I located this small island on the north shore of Long Island on a chilly afternoon in winter. It evokes emotions of solitude and strength despite the vast unknown. Storms, dark times and challenges roll through our lives when we least expect it. All we can do is trust that there's a reason, and work to find ways to handle it constructively. Perhaps that's why I love photography so much. It forces me to take whatever is presented, and make something beautiful regardless of the circumstances.
📷 Camera Nerd Details: I carry a 4 stop soft edge graduated neutral density filter with me wherever I go. It's an invaluable tool for creating dramatic skies in a landscape photo. Are there ways to do this in post production? Yes, but it's not nearly as straightforward as doing it in the camera at the time of exposure. Plus, editing images takes time, something a lot of us don't have on a daily basis. Using this simple filter method is so effective and only costs about thirty bucks. Check the ones by @formatthitech on Amazon. You won't be disappointed.
These are images from the Saint John Co-Cathedral in Valletta Malta. It was built between 1572 and 1577 and really shines with gold gilding everywhere and magnificent artwork. One of the masterpieces that hangs here is Caravaggio's "Beheading of St John the Baptist". It's a bit gruesome but an utterly fantastic piece that you must check out on Google. Photography is absolutely FORBIDDEN at the painting. They literally have a security guard watching your every move. The rest of the interior is absolutely fine to photograph and I took dozens of images while walking around in awe.
Techy type stuff: The interiors of cathedrals are notoriously tough to photograph since there's not much light to work with. The deal is that manual exposure works best. Shutter speed of 1/125 to prevent camera shake, fairly wide aperture to get light in, and finally, a very high ISO. Think 3200 or 6400.

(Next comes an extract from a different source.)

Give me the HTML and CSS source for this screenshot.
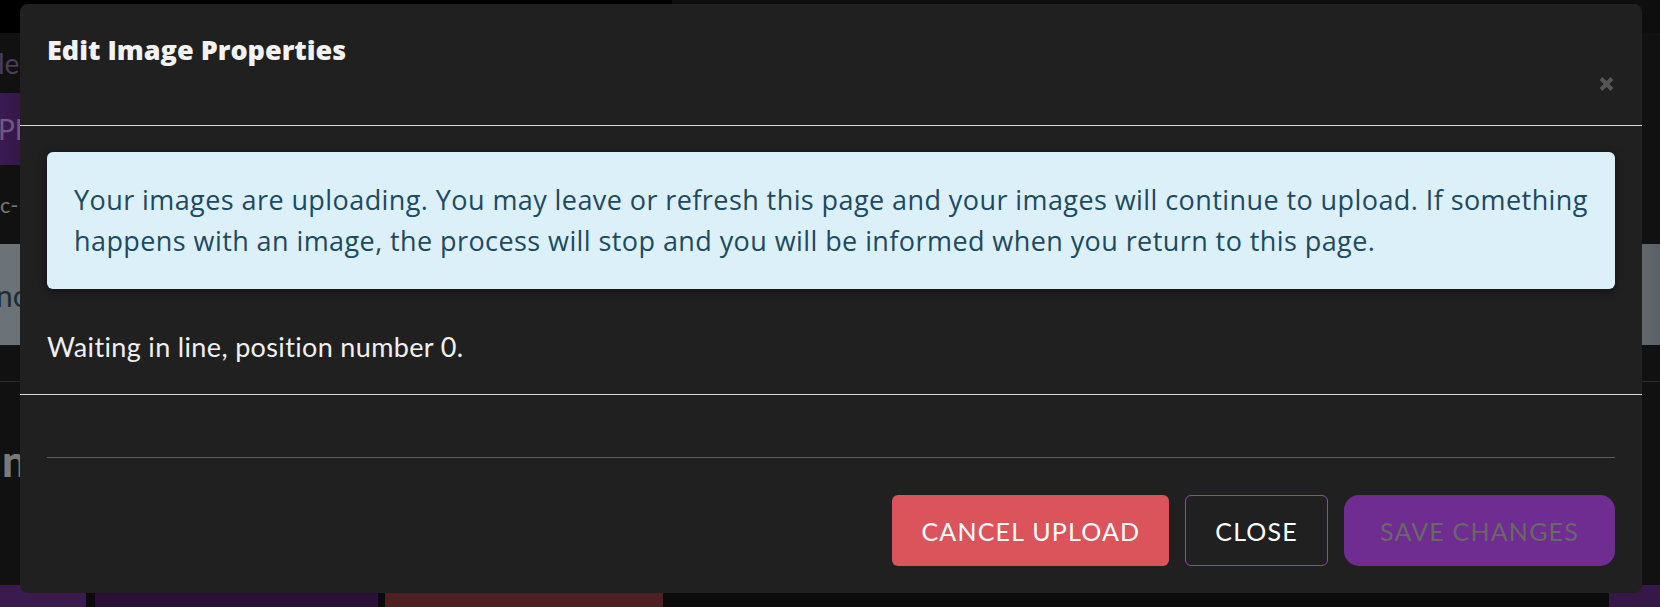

A subject with dark shadows and bright highlights is not always ideal for a color photograph. In fact, it's one of the reasons techniques like HDR have become so popular. Yet, for black and white photography, this type of high-contrast light can be extremely effective. The harsh mid-afternoon sun ☀ is no longer a detriment, but an enhancement.
This is a major shift in the way one thinks about exposure. To help recognize these chances, look beyond what is immediately evident and pre-visualize the scene in grayscale. 📷 An image you passed on in color may prove quite dramatic in black and white.
As is always the case in good art, rules are meant to be broken. The same is true with black and white exposures. You have even more flexibility as shadows can be inky black, and highlights can clip the histogram while retaining their visual appeal. To maximize the dynamic range of the camera, use the ETTR technique (expose to the right). Rather than a muddy exposure, you'll enjoy the crisp contrast of the full tonal range.
Capturing sharp images of birds in flight is one of the most challenging techniques for photographers of all skill levels. Like all difficult tasks however, the rewards can be great. Watching these creatures in the wild gives one a true appreciation of nature. The images allow you to share this love of the outdoors with others. Here are the techniques needed to consistently create beautiful photos of our feathered friends.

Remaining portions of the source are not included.